Три с лишним десятилетия назад очень многие в разных странах мира, в том числе в ареале стагнирующего и разваливающегося «реального социализма», жили в трепетном ожидании пришествия и триумфа «третьей волны демократизации», по выражению Сэмюэла Хантингтона, а также яркой плеяды так называемых «транзитологов» (Гильермо О’Доннелла, Ларри Даймонда, Адама Пшеворского, Филиппа Шмиттера и мн. др.). Ждали неотвратимого распада автократий и прихода всеобщей и универсальной эры демократии, которую можно построить «здесь и сейчас», в любых условиях – была бы только политическая готовность элит-реформаторов. Верили, что выбор правильного «институционального дизайна» едва ли не решающий фактор успеха демократических реформ. В целом воспринимали логику глобального развития в своего рода «линейной перспективе» – как однозначно ведущую от авторитаризма к всеобщей демократии.
Конечно, реально «теория» была намного сложнее, в частности и Хантингтон, и его коллеги в принципе допускали разновекторные траектории мирового и национального политического развития, в том числе возможные, хотя и временные, волнообразные авторитарные «откаты». Рассматривались и куда более сложные варианты сочетания интересов и стратегий участников реформ, в том числе напряжения и конфликты между ними. Но в получивших распространение в те оптимистические времена популярных представлениях доминирующей все же оказалась «спрямленная» и упрощенная версия ожиданий – то, что позднее Томас Карозерс назвал «парадигмой транзита». И он был прав. Такой линейный – от авторитаризма к демократии – «транзит» явно не состоялся. Но что все это значит, какие последствия отсюда вытекают, какие уроки можно вынести на будущее?

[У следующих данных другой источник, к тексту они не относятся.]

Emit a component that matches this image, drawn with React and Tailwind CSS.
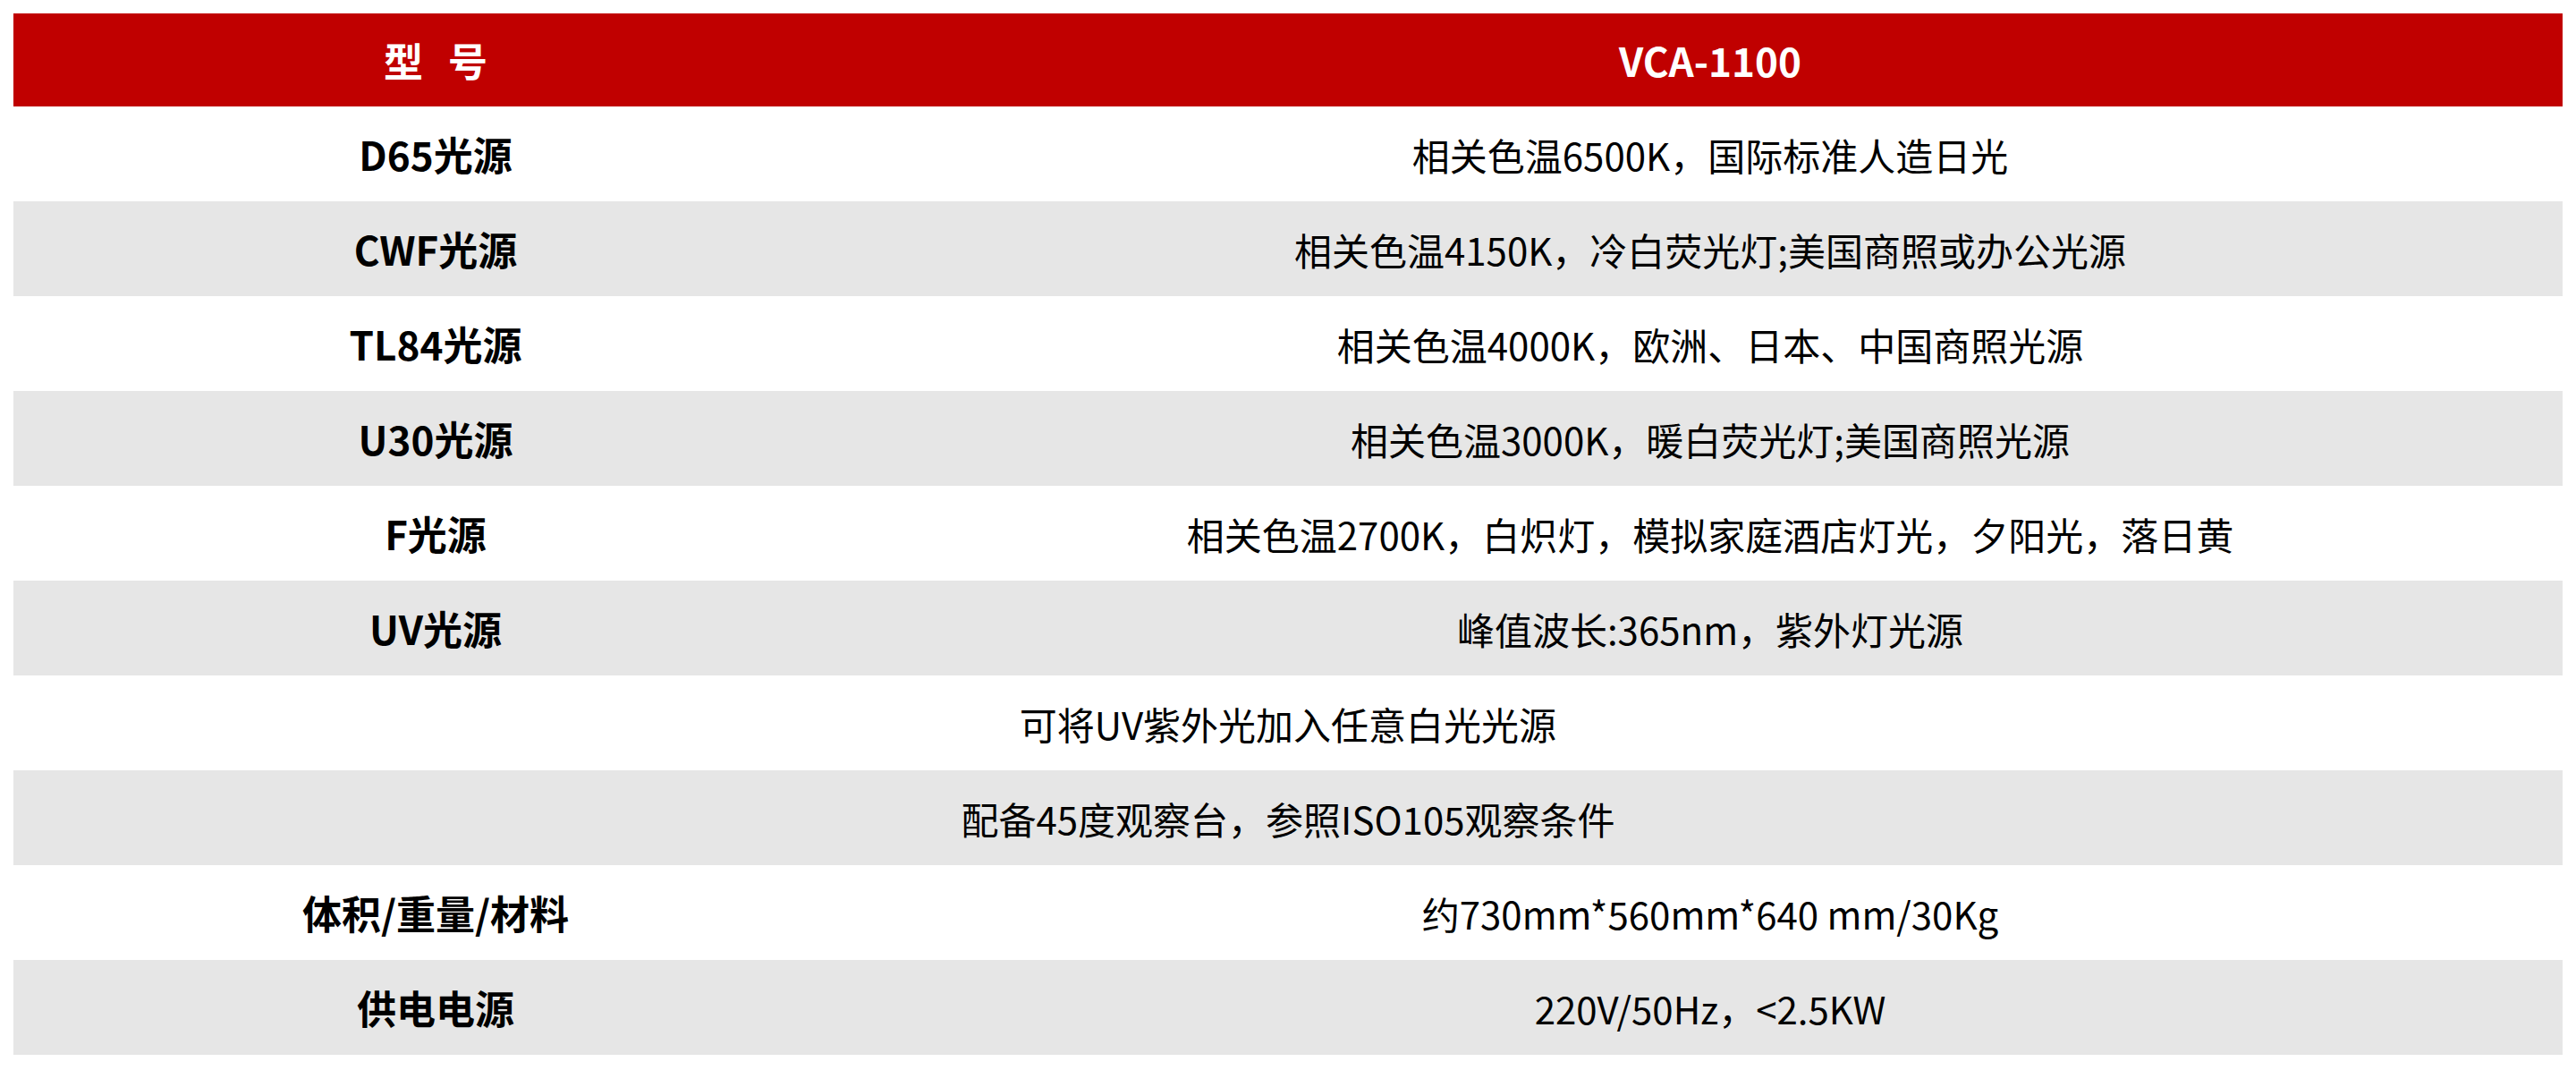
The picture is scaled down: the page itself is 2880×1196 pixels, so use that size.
import React from 'react';

const rows = [
    { label: 'D65光源', value: '相关色温6500K，国际标准人造日光' },
    { label: 'CWF光源', value: '相关色温4150K，冷白荧光灯;美国商照或办公光源' },
    { label: 'TL84光源', value: '相关色温4000K，欧洲、日本、中国商照光源' },
    { label: 'U30光源', value: '相关色温3000K，暖白荧光灯;美国商照光源' },
    { label: 'F光源', value: '相关色温2700K，白炽灯，模拟家庭酒店灯光，夕阳光，落日黄' },
    { label: 'UV光源', value: '峰值波长:365nm，紫外灯光源' },
    { full: '可将UV紫外光加入任意白光光源' },
    { full: '配备45度观察台，参照ISO105观察条件' },
    { label: '体积/重量/材料', value: '约730mm*560mm*640 mm/30Kg' },
    { label: '供电电源', value: '220V/50Hz，<2.5KW' },
];

const App = () => {
    return (
        <div
            className="min-h-screen bg-white p-[15px] text-black"
            style={{ fontFamily: '"Noto Sans CJK SC", "Noto Sans", sans-serif' }}
        >
            <div className="w-[2850px]">
                <div className="flex h-[104px] bg-[#c00000] text-[44px] font-bold text-white">
                    <div className="flex w-[944px] items-center justify-center gap-[28px]">
                        <span>型</span>
                        <span>号</span>
                    </div>
                    <div className="flex flex-1 items-center justify-center">VCA-1100</div>
                </div>

                {rows.map((row, index) => (
                    <div
                        key={index}
                        className={`flex h-[106px] text-[42px] ${index % 2 === 1 ? 'bg-[#e6e6e6]' : 'bg-white'}`}
                    >
                        {row.full ? (
                            <div className="flex flex-1 items-center justify-center">{row.full}</div>
                        ) : (
                            <>
                                <div className="flex w-[944px] items-center justify-center text-[44px] font-bold">
                                    {row.label}
                                </div>
                                <div className="flex flex-1 items-center justify-center">{row.value}</div>
                            </>
                        )}
                    </div>
                ))}
            </div>
        </div>
    );
};

export default App;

Сегодня, в условиях едва ли не господствующих в публичном дискурсе и политической аналитике рассуждений о случившемся «кризисе демократии», «демократической рецессии», «исчерпанности либерализма», «консервативной волне» и «возврате авторитаризма» было бы важно трезво взглянуть на несбывшиеся политические и теоретические ожидания (как и иллюзии) тридцатилетней давности, в том числе чтобы понять возможные направления глобальных трендов современного развития и возникающие развилки. Это важно и потому, что выявившаяся несостоятельность многих оптимистических надежд «эпохи-1989» сейчас очень часто используется как чуть ли не «убийственный» аргумент против самой идеи демократизации. Более того, сама идея демократии зачастую представляется как ложная или незначимая цель для приоритетов современного развития, прежде всего основанных на достижении и удержании стабильности и обеспечении развития. Так ли это? Дают ли несбывшиеся надежды и уроки трех прошлых десятилетий основания для ее дискредитации или забвения?